I recently purchased a new coffee maker. I’d be embarrassed to describe my old one, so I’ll not go there. The new one isn’t high-end, but it does have a lot of features that work well for my husband’s and my varied preferences: it brews different strength coffees and various size cups and pots, and even heats water for tea and froths my milk! When it arrived, I eagerly read the directions to set it up. I couldn’t help but look for the good, and not-so-good, instruction in the accompanying documentation. I identified two examples of both instruction types, items I find helpful to keep in mind in my work life doing instructional design.
Something I was excited about: There were two sets of instructions, one of which was the “quick start” guide, which would enable me to use my coffee maker almost immediately, a great benefit for this under-caffeinated learner. Fantastic. Just what I needed. I read that right away. It told me how to prepare the coffee maker for first use. I did what it said to do and was quickly ready to brew my first cup.
But I decided to read the fuller instructions, you know, just in case I needed to avoid making costly mistakes before adding my ground beans and water. Wouldn’t you know it? The instructions for first use were slightly different. For one, it omitted the part about cleaning all the parts first.

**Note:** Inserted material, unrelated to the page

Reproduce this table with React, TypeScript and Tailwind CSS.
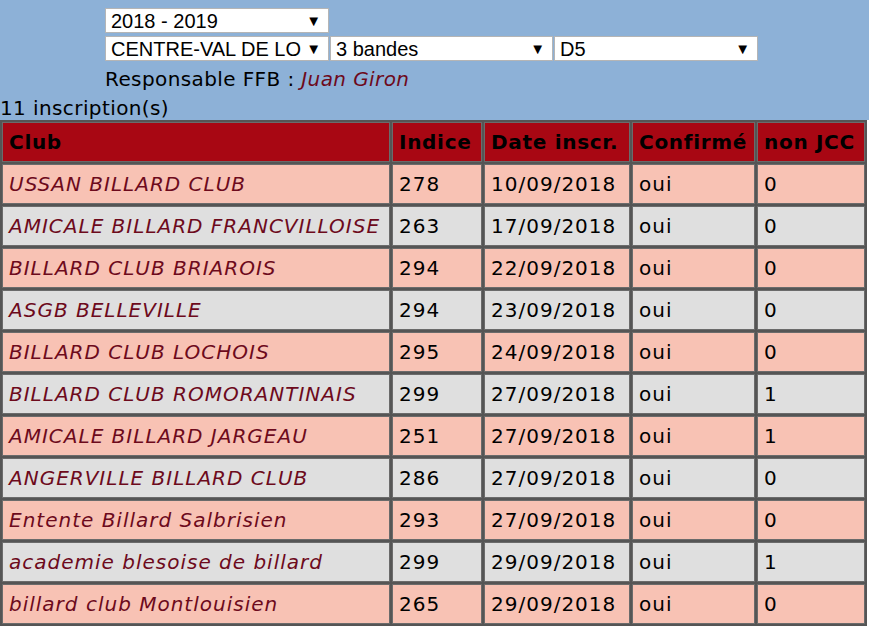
import React from "react";

type Row = {
  club: string;
  indice: number;
  date: string;
  confirme: string;
  nonJcc: number;
};

const ROWS: Row[] = [
  { club: "USSAN BILLARD CLUB", indice: 278, date: "10/09/2018", confirme: "oui", nonJcc: 0 },
  { club: "AMICALE BILLARD FRANCVILLOISE", indice: 263, date: "17/09/2018", confirme: "oui", nonJcc: 0 },
  { club: "BILLARD CLUB BRIAROIS", indice: 294, date: "22/09/2018", confirme: "oui", nonJcc: 0 },
  { club: "ASGB BELLEVILLE", indice: 294, date: "23/09/2018", confirme: "oui", nonJcc: 0 },
  { club: "BILLARD CLUB LOCHOIS", indice: 295, date: "24/09/2018", confirme: "oui", nonJcc: 0 },
  { club: "BILLARD CLUB ROMORANTINAIS", indice: 299, date: "27/09/2018", confirme: "oui", nonJcc: 1 },
  { club: "AMICALE BILLARD JARGEAU", indice: 251, date: "27/09/2018", confirme: "oui", nonJcc: 1 },
  { club: "ANGERVILLE BILLARD CLUB", indice: 286, date: "27/09/2018", confirme: "oui", nonJcc: 0 },
  { club: "Entente Billard Salbrisien", indice: 293, date: "27/09/2018", confirme: "oui", nonJcc: 0 },
  { club: "academie blesoise de billard", indice: 299, date: "29/09/2018", confirme: "oui", nonJcc: 1 },
  { club: "billard club Montlouisien", indice: 265, date: "29/09/2018", confirme: "oui", nonJcc: 0 },
];

// select look-alike, arrow drawn as a glyph
function FakeSelect({ value, className = "" }: { value: string; className?: string }) {
  return (
    <div
      className={`h-[25px] bg-white border border-[#b5b5b5] flex items-center pl-[5px] pr-[7px] text-[20px] leading-none text-black overflow-hidden ${className}`}
      style={{ fontFamily: '"Liberation Sans", Arial, sans-serif' }}
    >
      <span className="flex-1 whitespace-nowrap overflow-hidden">{value}</span>
      <span className="text-[15px] ml-[4px]">▼</span>
    </div>
  );
}

export default function App() {
  return (
    <div
      className="min-h-[626px] w-[869px] bg-white text-black"
      style={{ fontFamily: '"DejaVu Sans", Verdana, sans-serif' }}
    >
      {/* Filters */}
      <div className="bg-[#8db1d7] pt-[8px]">
        <div className="pl-[105px]">
          <FakeSelect value="2018 - 2019" className="w-[224px]" />
          <div className="flex gap-[1px] mt-[3px]">
            <FakeSelect value="CENTRE-VAL DE LO" className="w-[224px]" />
            <FakeSelect value="3 bandes" className="w-[223px]" />
            <FakeSelect value="D5" className="w-[204px]" />
          </div>
          <div className="mt-[6px] h-[24px] leading-[24px] text-[20px] tracking-[0.4px]">
            Responsable FFB : <span className="italic text-[#6d0a1c]">Juan Giron</span>
          </div>
        </div>
        <div className="pt-[4px] h-[29px] leading-[26px] text-[20px] tracking-[0.4px]">11 inscription(s)</div>
      </div>

      {/* Table */}
      <table className="table-fixed w-[867px] border-separate border-spacing-[2px] bg-[#555555] text-[20px] tracking-[1px]">
        <thead>
          <tr className="bg-[#a80713] h-[40px] font-bold tracking-[0.7px] whitespace-nowrap">
            <th className="w-[388px] text-left px-[6px] border border-[#6b6b6b]">Club</th>
            <th className="w-[90px] text-left px-[6px] border border-[#6b6b6b]">Indice</th>
            <th className="w-[146px] text-left px-[6px] border border-[#6b6b6b]">Date inscr.</th>
            <th className="w-[123px] text-left px-[6px] border border-[#6b6b6b]">Confirmé</th>
            <th className="text-left px-[6px] border border-[#6b6b6b]">non JCC</th>
          </tr>
        </thead>
        <tbody>
          {ROWS.map((r, i) => (
            <tr key={i} className={`h-[40px] whitespace-nowrap ${i % 2 === 0 ? "bg-[#f8c2b4]" : "bg-[#dfdfdf]"}`}>
              <td className="px-[6px] italic text-[#6d0a1c] border border-[#6b6b6b]">{r.club}</td>
              <td className="px-[6px] border border-[#6b6b6b]">{r.indice}</td>
              <td className="px-[6px] border border-[#6b6b6b]">{r.date}</td>
              <td className="px-[6px] border border-[#6b6b6b]">{r.confirme}</td>
              <td className="px-[6px] border border-[#6b6b6b]">{r.nonJcc}</td>
            </tr>
          ))}
        </tbody>
      </table>
    </div>
  );
}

Okay, so perhaps that’s obvious to some, but it could have been succinctly included in the quick start guide.
A frustration I had with the fuller instructions was the repetition of some of the steps based on the coffee strength and cup size. I had to reread a few times to discern the differences. It would have been so much easier to absorb if it were set up in a table format, with the differences highlighted and avoiding repetition. I know, it’s just coffee. I could toss a cup of palm-hair-growing strength if I messed up.
But things don’t always go smoothly, at work or making coffee. My work often deals with more serious impacts if the learner cannot quickly and easily understand the instructions for what to do on the job, so this bothered me. And hey, no one wants weak coffee on a Monday morning.
Another thing I was excited about: After reading the complete instructions (and washing the pertinent parts) I needed to locate the right place for the grounds, the correct settings for my preferred style of coffee, and the frothing situation. Each of the functions on the coffee maker had small stick-on notes about what to do. “Close this lid to brew grounds,” “Flip this switch for hot water,” “Twist to remove (frother).” I suppose these prompts were based on common questions users might have (based on this user).
That last point is a second great example of providing learning in the moment of need (see How to Use The 5 “Moments of Need” Model In Corporate eLearning – eLearning Industry)! I can leave those stickers on until I remember all the details without prompts. Then I can remove them. Or leave them on for house guests who wish to brew their own. This is one area of instructional design we sometimes neglect, instead expecting our learners to read the complete instructions and hoping they’ll remember what to do. By including “Moments of Need” tactics such as quick reference guides and on-the-job prompts, including tips for the unexpected, we can ensure that learners perform their work more immediately and more accurately.
My coffee making has gone to new heights. Cappuccino, anyone?